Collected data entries
━━━━━━
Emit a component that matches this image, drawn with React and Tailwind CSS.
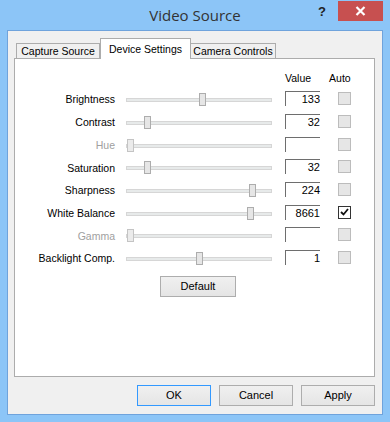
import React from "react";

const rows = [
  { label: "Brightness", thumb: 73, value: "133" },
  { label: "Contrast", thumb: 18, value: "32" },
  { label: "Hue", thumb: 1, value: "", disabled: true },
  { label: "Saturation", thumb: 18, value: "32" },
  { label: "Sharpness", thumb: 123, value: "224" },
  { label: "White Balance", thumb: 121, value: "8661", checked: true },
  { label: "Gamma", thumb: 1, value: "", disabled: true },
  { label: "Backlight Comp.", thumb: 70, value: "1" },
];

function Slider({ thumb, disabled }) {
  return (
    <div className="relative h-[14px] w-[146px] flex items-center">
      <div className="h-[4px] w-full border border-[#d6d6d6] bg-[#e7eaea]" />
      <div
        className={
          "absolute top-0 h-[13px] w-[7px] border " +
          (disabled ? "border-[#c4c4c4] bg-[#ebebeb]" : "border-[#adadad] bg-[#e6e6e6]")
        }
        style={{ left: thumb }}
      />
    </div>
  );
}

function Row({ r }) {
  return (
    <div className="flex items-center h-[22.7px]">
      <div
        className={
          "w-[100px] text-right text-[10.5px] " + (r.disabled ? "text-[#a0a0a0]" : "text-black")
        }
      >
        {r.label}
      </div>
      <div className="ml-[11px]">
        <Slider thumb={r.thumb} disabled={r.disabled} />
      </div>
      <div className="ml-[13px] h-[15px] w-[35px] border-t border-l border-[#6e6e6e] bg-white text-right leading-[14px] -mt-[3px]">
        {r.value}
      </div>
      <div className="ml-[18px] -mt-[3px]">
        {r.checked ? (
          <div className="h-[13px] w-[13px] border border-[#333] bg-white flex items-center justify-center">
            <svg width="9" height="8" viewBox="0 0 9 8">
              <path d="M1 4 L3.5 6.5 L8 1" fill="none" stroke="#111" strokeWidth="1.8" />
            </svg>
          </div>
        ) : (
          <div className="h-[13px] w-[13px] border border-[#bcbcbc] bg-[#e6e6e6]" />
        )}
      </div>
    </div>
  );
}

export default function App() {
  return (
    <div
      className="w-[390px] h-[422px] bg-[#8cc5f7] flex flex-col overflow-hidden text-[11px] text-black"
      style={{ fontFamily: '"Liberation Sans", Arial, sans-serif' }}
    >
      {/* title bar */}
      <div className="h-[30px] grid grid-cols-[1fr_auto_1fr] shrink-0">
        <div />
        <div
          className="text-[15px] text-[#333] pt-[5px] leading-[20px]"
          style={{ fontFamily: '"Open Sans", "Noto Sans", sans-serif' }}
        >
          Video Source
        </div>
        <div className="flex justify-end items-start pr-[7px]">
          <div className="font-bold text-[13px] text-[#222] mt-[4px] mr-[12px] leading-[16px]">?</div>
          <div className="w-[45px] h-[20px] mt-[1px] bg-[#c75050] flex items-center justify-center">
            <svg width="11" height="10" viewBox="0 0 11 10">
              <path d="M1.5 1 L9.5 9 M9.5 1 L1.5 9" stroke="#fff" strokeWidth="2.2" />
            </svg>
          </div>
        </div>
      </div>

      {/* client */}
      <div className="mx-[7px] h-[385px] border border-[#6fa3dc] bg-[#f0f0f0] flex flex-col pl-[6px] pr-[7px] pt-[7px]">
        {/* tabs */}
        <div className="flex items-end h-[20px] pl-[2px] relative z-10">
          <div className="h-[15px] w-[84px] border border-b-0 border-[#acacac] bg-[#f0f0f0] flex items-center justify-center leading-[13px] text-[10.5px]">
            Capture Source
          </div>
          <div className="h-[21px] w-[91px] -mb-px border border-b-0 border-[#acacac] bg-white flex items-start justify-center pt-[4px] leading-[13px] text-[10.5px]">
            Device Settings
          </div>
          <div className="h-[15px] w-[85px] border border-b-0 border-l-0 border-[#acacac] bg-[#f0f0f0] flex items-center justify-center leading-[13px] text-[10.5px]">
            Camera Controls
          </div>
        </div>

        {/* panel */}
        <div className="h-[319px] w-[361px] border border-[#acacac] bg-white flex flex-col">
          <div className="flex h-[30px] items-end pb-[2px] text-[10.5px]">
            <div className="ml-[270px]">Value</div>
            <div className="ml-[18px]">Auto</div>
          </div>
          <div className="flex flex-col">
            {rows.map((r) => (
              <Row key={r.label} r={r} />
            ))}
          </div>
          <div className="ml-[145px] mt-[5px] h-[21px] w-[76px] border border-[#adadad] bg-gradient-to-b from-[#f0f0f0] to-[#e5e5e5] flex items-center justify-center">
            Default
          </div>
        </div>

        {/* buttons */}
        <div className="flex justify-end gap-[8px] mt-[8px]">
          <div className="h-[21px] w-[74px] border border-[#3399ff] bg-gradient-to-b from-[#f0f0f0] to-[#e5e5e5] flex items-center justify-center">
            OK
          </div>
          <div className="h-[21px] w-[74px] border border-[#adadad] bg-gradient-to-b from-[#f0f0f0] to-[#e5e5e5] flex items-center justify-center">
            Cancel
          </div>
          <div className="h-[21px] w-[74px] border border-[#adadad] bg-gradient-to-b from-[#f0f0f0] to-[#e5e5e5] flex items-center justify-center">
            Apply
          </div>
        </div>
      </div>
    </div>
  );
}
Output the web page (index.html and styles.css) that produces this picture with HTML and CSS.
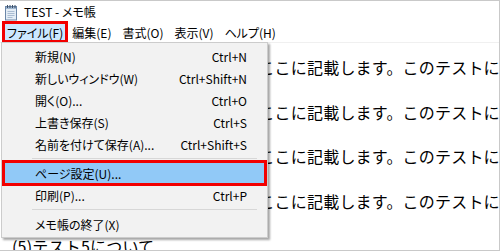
━━━━━━
Task brief: Reproduce the material above verbatim; omit every picture.

Written answer:
Emit a component that matches this image, drawn with React and Tailwind CSS.
import React from "react";

const rows = [
  { label: "Brightness", thumb: 73, value: "133" },
  { label: "Contrast", thumb: 18, value: "32" },
  { label: "Hue", thumb: 1, value: "", disabled: true },
  { label: "Saturation", thumb: 18, value: "32" },
  { label: "Sharpness", thumb: 123, value: "224" },
  { label: "White Balance", thumb: 121, value: "8661", checked: true },
  { label: "Gamma", thumb: 1, value: "", disabled: true },
  { label: "Backlight Comp.", thumb: 70, value: "1" },
];

function Slider({ thumb, disabled }) {
  return (
    <div className="relative h-[14px] w-[146px] flex items-center">
      <div className="h-[4px] w-full border border-[#d6d6d6] bg-[#e7eaea]" />
      <div
        className={
          "absolute top-0 h-[13px] w-[7px] border " +
          (disabled ? "border-[#c4c4c4] bg-[#ebebeb]" : "border-[#adadad] bg-[#e6e6e6]")
        }
        style={{ left: thumb }}
      />
    </div>
  );
}

function Row({ r }) {
  return (
    <div className="flex items-center h-[22.7px]">
      <div
        className={
          "w-[100px] text-right text-[10.5px] " + (r.disabled ? "text-[#a0a0a0]" : "text-black")
        }
      >
        {r.label}
      </div>
      <div className="ml-[11px]">
        <Slider thumb={r.thumb} disabled={r.disabled} />
      </div>
      <div className="ml-[13px] h-[15px] w-[35px] border-t border-l border-[#6e6e6e] bg-white text-right leading-[14px] -mt-[3px]">
        {r.value}
      </div>
      <div className="ml-[18px] -mt-[3px]">
        {r.checked ? (
          <div className="h-[13px] w-[13px] border border-[#333] bg-white flex items-center justify-center">
            <svg width="9" height="8" viewBox="0 0 9 8">
              <path d="M1 4 L3.5 6.5 L8 1" fill="none" stroke="#111" strokeWidth="1.8" />
            </svg>
          </div>
        ) : (
          <div className="h-[13px] w-[13px] border border-[#bcbcbc] bg-[#e6e6e6]" />
        )}
      </div>
    </div>
  );
}

export default function App() {
  return (
    <div
      className="w-[390px] h-[422px] bg-[#8cc5f7] flex flex-col overflow-hidden text-[11px] text-black"
      style={{ fontFamily: '"Liberation Sans", Arial, sans-serif' }}
    >
      {/* title bar */}
      <div className="h-[30px] grid grid-cols-[1fr_auto_1fr] shrink-0">
        <div />
        <div
          className="text-[15px] text-[#333] pt-[5px] leading-[20px]"
          style={{ fontFamily: '"Open Sans", "Noto Sans", sans-serif' }}
        >
          Video Source
        </div>
        <div className="flex justify-end items-start pr-[7px]">
          <div className="font-bold text-[13px] text-[#222] mt-[4px] mr-[12px] leading-[16px]">?</div>
          <div className="w-[45px] h-[20px] mt-[1px] bg-[#c75050] flex items-center justify-center">
            <svg width="11" height="10" viewBox="0 0 11 10">
              <path d="M1.5 1 L9.5 9 M9.5 1 L1.5 9" stroke="#fff" strokeWidth="2.2" />
            </svg>
          </div>
        </div>
      </div>

      {/* client */}
      <div className="mx-[7px] h-[385px] border border-[#6fa3dc] bg-[#f0f0f0] flex flex-col pl-[6px] pr-[7px] pt-[7px]">
        {/* tabs */}
        <div className="flex items-end h-[20px] pl-[2px] relative z-10">
          <div className="h-[15px] w-[84px] border border-b-0 border-[#acacac] bg-[#f0f0f0] flex items-center justify-center leading-[13px] text-[10.5px]">
            Capture Source
          </div>
          <div className="h-[21px] w-[91px] -mb-px border border-b-0 border-[#acacac] bg-white flex items-start justify-center pt-[4px] leading-[13px] text-[10.5px]">
            Device Settings
          </div>
          <div className="h-[15px] w-[85px] border border-b-0 border-l-0 border-[#acacac] bg-[#f0f0f0] flex items-center justify-center leading-[13px] text-[10.5px]">
            Camera Controls
          </div>
        </div>

        {/* panel */}
        <div className="h-[319px] w-[361px] border border-[#acacac] bg-white flex flex-col">
          <div className="flex h-[30px] items-end pb-[2px] text-[10.5px]">
            <div className="ml-[270px]">Value</div>
            <div className="ml-[18px]">Auto</div>
          </div>
          <div className="flex flex-col">
            {rows.map((r) => (
              <Row key={r.label} r={r} />
            ))}
          </div>
          <div className="ml-[145px] mt-[5px] h-[21px] w-[76px] border border-[#adadad] bg-gradient-to-b from-[#f0f0f0] to-[#e5e5e5] flex items-center justify-center">
            Default
          </div>
        </div>

        {/* buttons */}
        <div className="flex justify-end gap-[8px] mt-[8px]">
          <div className="h-[21px] w-[74px] border border-[#3399ff] bg-gradient-to-b from-[#f0f0f0] to-[#e5e5e5] flex items-center justify-center">
            OK
          </div>
          <div className="h-[21px] w-[74px] border border-[#adadad] bg-gradient-to-b from-[#f0f0f0] to-[#e5e5e5] flex items-center justify-center">
            Cancel
          </div>
          <div className="h-[21px] w-[74px] border border-[#adadad] bg-gradient-to-b from-[#f0f0f0] to-[#e5e5e5] flex items-center justify-center">
            Apply
          </div>
        </div>
      </div>
    </div>
  );
}
Output the web page (index.html and styles.css) that produces this picture with HTML and CSS.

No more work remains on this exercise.